Chime Faces Three Lawsuits Over April 1 Breach Claims — Chime Data Theft Allegations
Three proposed class actions accuse Chime of an April 1 breach, and the chime data theft allegations center on stolen Social Security numbers and other personal data. The lawsuits were filed after a service outage that locked customers out of balances, transfers and logins for hours. Chime said during the incident that customer money and information were safe.
April 1 outage at Chime
Chime Financial’s mobile app went down shortly before 1 p.m. Eastern time on April 1. DownDetector showed 6,647 problem reports against a baseline of four.
Customers could not log in, view balances or send money during the disruption. Chime told customers on its status page that “the money in your account and your personal information are secure,” and its website said “the threat actor did not steal any data.”
Team 313 breach claims
The complaints say a pro-Iranian hacker group called Team 313 breached Chime’s systems on April 1. Team 313 posted on its leak site that it “launched a massive cyberattack targeting the servers of Chime,” and said the attack lasted an hour.
The lawsuits allege that attackers stole Social Security numbers, dates of birth, government-issued IDs and other personal information from customers. The complaints also rely on reporting from Newsweek and, a Team 313 post and a March 2026 threat advisory from cybersecurity firm Hawkeye.
Customer claims in court
Three proposed class actions were filed in the following month in the U.S. District Court for the Northern District of California. Law firm Strauss Borrelli filed the first complaint two days after the outage, and two more firms followed within two weeks.
The named plaintiffs include Cindy Castaneda, Lauren Goodloe, Michael Walsh and Melissa Porter. Castaneda and Goodloe said they could not see their account balances during the outage. Goodloe said she worried about a late rent payment. Walsh said he received a bank alert about an attempted unauthorized credit card charge, and he said he later received a notice that his information had appeared on the dark web. Porter described fear, anxiety and the time she spent monitoring her accounts.

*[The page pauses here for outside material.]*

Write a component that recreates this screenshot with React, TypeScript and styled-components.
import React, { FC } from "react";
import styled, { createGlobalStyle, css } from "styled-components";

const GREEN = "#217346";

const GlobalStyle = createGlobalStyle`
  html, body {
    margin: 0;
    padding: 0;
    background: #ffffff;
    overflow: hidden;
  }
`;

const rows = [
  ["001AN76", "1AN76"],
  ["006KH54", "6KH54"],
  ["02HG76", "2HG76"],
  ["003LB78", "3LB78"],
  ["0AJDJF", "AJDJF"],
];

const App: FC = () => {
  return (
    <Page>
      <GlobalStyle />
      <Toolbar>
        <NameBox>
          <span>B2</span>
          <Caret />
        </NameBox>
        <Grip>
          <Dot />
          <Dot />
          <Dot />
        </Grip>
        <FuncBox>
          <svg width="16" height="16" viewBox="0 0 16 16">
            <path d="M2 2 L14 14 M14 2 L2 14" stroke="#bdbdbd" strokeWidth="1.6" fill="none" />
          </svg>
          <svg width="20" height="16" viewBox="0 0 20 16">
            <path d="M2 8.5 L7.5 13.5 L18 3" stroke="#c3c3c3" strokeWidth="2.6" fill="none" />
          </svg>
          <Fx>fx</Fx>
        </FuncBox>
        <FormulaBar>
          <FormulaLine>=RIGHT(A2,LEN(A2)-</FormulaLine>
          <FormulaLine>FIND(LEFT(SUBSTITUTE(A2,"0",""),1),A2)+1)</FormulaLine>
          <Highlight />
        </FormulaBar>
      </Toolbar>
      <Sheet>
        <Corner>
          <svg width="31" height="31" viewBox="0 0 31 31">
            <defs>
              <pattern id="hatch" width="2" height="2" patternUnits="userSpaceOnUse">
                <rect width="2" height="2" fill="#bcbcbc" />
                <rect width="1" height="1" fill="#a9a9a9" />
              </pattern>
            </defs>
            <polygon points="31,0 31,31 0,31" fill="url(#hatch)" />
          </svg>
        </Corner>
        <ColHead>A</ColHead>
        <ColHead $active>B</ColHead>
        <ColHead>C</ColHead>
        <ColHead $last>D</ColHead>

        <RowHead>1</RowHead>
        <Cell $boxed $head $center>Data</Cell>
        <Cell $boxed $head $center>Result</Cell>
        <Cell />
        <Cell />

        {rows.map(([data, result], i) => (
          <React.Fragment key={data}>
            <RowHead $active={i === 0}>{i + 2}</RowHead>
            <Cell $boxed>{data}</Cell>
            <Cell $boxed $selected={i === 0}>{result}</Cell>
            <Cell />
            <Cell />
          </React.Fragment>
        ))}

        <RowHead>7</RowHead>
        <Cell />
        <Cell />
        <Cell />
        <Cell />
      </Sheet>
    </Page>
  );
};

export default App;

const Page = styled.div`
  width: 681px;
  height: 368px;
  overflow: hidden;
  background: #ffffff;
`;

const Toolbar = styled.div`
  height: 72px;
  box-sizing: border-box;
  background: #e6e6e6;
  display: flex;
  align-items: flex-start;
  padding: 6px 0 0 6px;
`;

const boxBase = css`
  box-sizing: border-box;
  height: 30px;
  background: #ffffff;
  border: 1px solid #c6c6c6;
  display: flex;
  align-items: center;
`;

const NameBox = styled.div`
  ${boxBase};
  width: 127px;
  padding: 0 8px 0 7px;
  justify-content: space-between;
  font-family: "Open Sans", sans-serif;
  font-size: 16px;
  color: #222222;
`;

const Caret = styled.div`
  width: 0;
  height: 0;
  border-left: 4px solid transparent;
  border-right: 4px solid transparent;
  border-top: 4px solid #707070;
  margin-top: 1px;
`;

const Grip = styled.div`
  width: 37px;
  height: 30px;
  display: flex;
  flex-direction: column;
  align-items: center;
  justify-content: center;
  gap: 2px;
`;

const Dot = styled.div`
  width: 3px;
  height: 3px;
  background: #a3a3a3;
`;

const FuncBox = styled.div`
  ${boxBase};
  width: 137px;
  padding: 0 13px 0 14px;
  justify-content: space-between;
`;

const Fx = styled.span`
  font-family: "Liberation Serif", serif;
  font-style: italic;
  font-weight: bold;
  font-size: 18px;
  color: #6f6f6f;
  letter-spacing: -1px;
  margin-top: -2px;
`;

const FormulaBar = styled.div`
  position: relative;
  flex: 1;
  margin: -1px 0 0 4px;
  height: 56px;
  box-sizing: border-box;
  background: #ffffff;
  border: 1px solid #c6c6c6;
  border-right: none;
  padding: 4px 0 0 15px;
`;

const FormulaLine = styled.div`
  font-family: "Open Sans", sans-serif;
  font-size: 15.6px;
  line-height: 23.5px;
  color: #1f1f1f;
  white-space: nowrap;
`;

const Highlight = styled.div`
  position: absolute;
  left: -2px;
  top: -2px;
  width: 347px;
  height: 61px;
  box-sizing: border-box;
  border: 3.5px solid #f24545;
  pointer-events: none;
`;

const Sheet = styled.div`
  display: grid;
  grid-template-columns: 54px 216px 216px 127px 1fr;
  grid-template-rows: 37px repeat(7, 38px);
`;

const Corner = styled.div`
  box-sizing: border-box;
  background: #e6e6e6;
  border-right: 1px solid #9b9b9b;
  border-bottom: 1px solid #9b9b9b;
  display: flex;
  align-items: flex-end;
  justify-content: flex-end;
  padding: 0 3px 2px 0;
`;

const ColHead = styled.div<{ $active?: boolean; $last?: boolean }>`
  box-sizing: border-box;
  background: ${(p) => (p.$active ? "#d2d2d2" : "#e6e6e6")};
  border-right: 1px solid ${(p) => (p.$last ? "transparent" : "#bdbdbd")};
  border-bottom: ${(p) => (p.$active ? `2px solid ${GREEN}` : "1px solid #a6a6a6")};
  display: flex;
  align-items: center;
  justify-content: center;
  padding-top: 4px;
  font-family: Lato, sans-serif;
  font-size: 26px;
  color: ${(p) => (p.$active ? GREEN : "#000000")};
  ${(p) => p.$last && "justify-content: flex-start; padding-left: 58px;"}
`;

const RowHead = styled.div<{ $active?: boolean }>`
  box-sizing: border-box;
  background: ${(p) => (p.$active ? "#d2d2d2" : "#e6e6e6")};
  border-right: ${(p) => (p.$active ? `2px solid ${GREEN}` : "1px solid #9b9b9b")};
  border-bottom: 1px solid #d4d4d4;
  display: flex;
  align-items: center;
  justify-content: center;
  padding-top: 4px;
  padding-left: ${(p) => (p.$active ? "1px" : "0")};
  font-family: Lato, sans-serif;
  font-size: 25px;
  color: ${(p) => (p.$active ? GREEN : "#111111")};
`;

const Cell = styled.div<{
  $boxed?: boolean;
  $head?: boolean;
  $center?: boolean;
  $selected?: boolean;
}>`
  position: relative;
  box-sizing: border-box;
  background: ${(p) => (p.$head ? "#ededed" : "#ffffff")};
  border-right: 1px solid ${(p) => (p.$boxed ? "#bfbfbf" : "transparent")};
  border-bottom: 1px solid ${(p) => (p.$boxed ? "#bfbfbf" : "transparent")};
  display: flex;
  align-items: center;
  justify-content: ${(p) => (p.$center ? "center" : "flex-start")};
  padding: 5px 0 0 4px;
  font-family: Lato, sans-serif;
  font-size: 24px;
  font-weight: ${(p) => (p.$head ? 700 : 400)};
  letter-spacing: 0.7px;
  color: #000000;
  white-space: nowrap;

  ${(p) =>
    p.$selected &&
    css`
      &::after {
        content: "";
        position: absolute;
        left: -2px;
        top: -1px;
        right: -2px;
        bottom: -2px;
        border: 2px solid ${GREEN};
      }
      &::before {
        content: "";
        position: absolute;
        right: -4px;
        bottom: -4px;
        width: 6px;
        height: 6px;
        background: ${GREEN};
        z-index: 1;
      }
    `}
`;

As of May 4, Chime had not filed a notice of a material cybersecurity incident with the SEC. The SEC adopted a cybersecurity-disclosure rule in 2023 that requires a current report within four business days after a company determines an incident is material. The filings leave the main factual split intact: Chime told customers no data was stolen, while the lawsuits say the outage hid a breach that exposed some of the most sensitive identifiers in consumer banking.